__YOUR INSTRUCTIONS__.
Show all lines that include the string "components"; copy each one.

***

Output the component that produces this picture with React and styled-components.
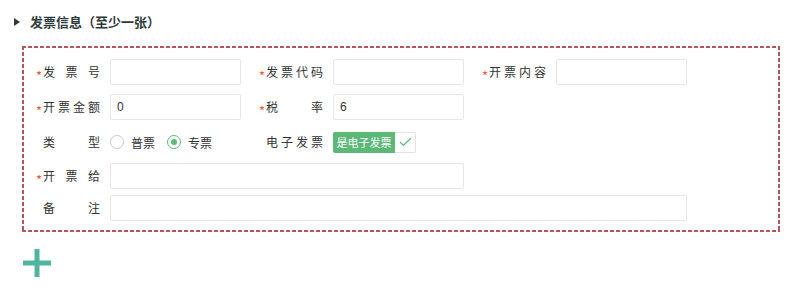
import styled, { createGlobalStyle } from "styled-components";

const GlobalStyle = createGlobalStyle`
  body {
    margin: 0;
    background: #fff;
    font-family: "Noto Sans CJK SC", "Noto Sans", sans-serif;
    color: #333;
  }
`;

const Page = styled.div`
  padding: 9px 20px 0 14px;
  width: 800px;
  box-sizing: border-box;
`;

const Title = styled.div`
  display: flex;
  align-items: center;
  height: 25px;
  font-size: 13px;
  font-weight: bold;
  color: #2f3b3b;
`;

const Arrow = styled.span`
  width: 0;
  height: 0;
  border-top: 4px solid transparent;
  border-bottom: 4px solid transparent;
  border-left: 6px solid #2f3b3b;
  margin-right: 10px;
`;

const dash = (dir) =>
  `repeating-linear-gradient(${dir}, #b4555a 0 4px, transparent 4px 6px)`;

const Box = styled.div`
  margin: 12px 0 0 8px;
  width: 758px;
  box-sizing: border-box;
  padding: 13px 13px 11px 15px;
  background:
    ${dash("90deg")} top left / 100% 2px no-repeat,
    ${dash("90deg")} bottom left / 100% 2px no-repeat,
    ${dash("180deg")} top left / 2px 100% no-repeat,
    ${dash("180deg")} top right / 2px 100% no-repeat;
`;

const Row = styled.div`
  display: flex;
  align-items: center;
  height: 26px;
  margin-top: ${(p) => p.$mt || 0}px;
  gap: 19px;
`;

const Field = styled.div`
  display: flex;
  align-items: center;
`;

const Star = styled.span`
  width: 6px;
  font-size: 13px;
  color: #f2582c;
  line-height: 1;
  margin-top: 6px;
  margin-left: -1px;
  margin-right: 1px;
`;

const LabelText = styled.span`
  width: 57px;
  margin-right: 10px;
  font-size: 12px;
  line-height: 16px;
  color: #333;
  text-align: justify;
  text-align-last: justify;
`;

const Input = styled.input`
  box-sizing: border-box;
  width: ${(p) => p.$w || 131}px;
  height: 26px;
  border: 1px solid #e8e8e8;
  border-radius: 2px;
  padding: 0 6px;
  font-family: "Liberation Sans", Arial, sans-serif;
  font-size: 12px;
  color: #333;
  outline: none;
`;

const Radios = styled.div`
  display: flex;
  align-items: center;
  width: 131px;
`;

const RadioOption = styled.label`
  display: flex;
  align-items: center;
  font-size: 12px;
  color: #333;
  margin-right: 12px;
`;

const Circle = styled.span`
  box-sizing: border-box;
  width: 14px;
  height: 14px;
  border-radius: 50%;
  border: 1px solid ${(p) => (p.$on ? "#5cb87a" : "#c8c8c8")};
  margin-right: 7px;
  display: flex;
  align-items: center;
  justify-content: center;
  &::after {
    content: "";
    width: 6px;
    height: 6px;
    border-radius: 50%;
    background: #5cb87a;
    display: ${(p) => (p.$on ? "block" : "none")};
  }
`;

const Toggle = styled.div`
  display: flex;
  height: 21px;
`;

const ToggleText = styled.span`
  display: flex;
  align-items: center;
  justify-content: center;
  width: 62px;
  background: #5cb877;
  color: #fff;
  font-size: 11px;
  border-radius: 2px 0 0 2px;
`;

const ToggleCheck = styled.span`
  box-sizing: border-box;
  width: 21px;
  display: flex;
  align-items: center;
  justify-content: center;
  border: 1px solid #e2e2e2;
  border-left: none;
  border-radius: 0 2px 2px 0;
`;

const AddButton = styled.button`
  margin: 17px 0 0 9px;
  padding: 0;
  border: none;
  background: none;
  width: 28px;
  height: 28px;
  display: block;
`;

function Label({ text, required }) {
  return (
    <>
      <Star>{required ? "*" : ""}</Star>
      <LabelText>{text}</LabelText>
    </>
  );
}

export default function App() {
  return (
    <Page>
      <GlobalStyle />
      <Title>
        <Arrow />
        发票信息（至少一张）
      </Title>
      <Box>
        <Row>
          <Field>
            <Label text="发票号" required />
            <Input />
          </Field>
          <Field>
            <Label text="发票代码" required />
            <Input />
          </Field>
          <Field>
            <Label text="开票内容" required />
            <Input />
          </Field>
        </Row>
        <Row $mt={9}>
          <Field>
            <Label text="开票金额" required />
            <Input defaultValue="0" />
          </Field>
          <Field>
            <Label text="税率" required />
            <Input defaultValue="6" />
          </Field>
        </Row>
        <Row $mt={9}>
          <Field>
            <Label text="类型" />
            <Radios>
              <RadioOption>
                <Circle />
                普票
              </RadioOption>
              <RadioOption>
                <Circle $on />
                专票
              </RadioOption>
            </Radios>
          </Field>
          <Field>
            <Label text="电子发票" />
            <Toggle>
              <ToggleText>是电子发票</ToggleText>
              <ToggleCheck>
                <svg width="13" height="10" viewBox="0 0 13 10">
                  <path d="M1 5 L4.5 8.5 L12 1" fill="none" stroke="#5cb877" strokeWidth="1.2" />
                </svg>
              </ToggleCheck>
            </Toggle>
          </Field>
        </Row>
        <Row $mt={8}>
          <Field>
            <Label text="开票给" required />
            <Input $w={354} />
          </Field>
        </Row>
        <Row $mt={6}>
          <Field>
            <Label text="备注" />
            <Input $w={577} />
          </Field>
        </Row>
      </Box>
      <AddButton aria-label="add">
        <svg width="28" height="28" viewBox="0 0 28 28">
          <path d="M14 0 V28 M0 14 H28" stroke="#4fb59f" strokeWidth="5" />
        </svg>
      </AddButton>
    </Page>
  );
}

***

__RESULT OF THE TASK__.
Output the component that produces this picture with React and styled-components.
import styled, { createGlobalStyle } from "styled-components";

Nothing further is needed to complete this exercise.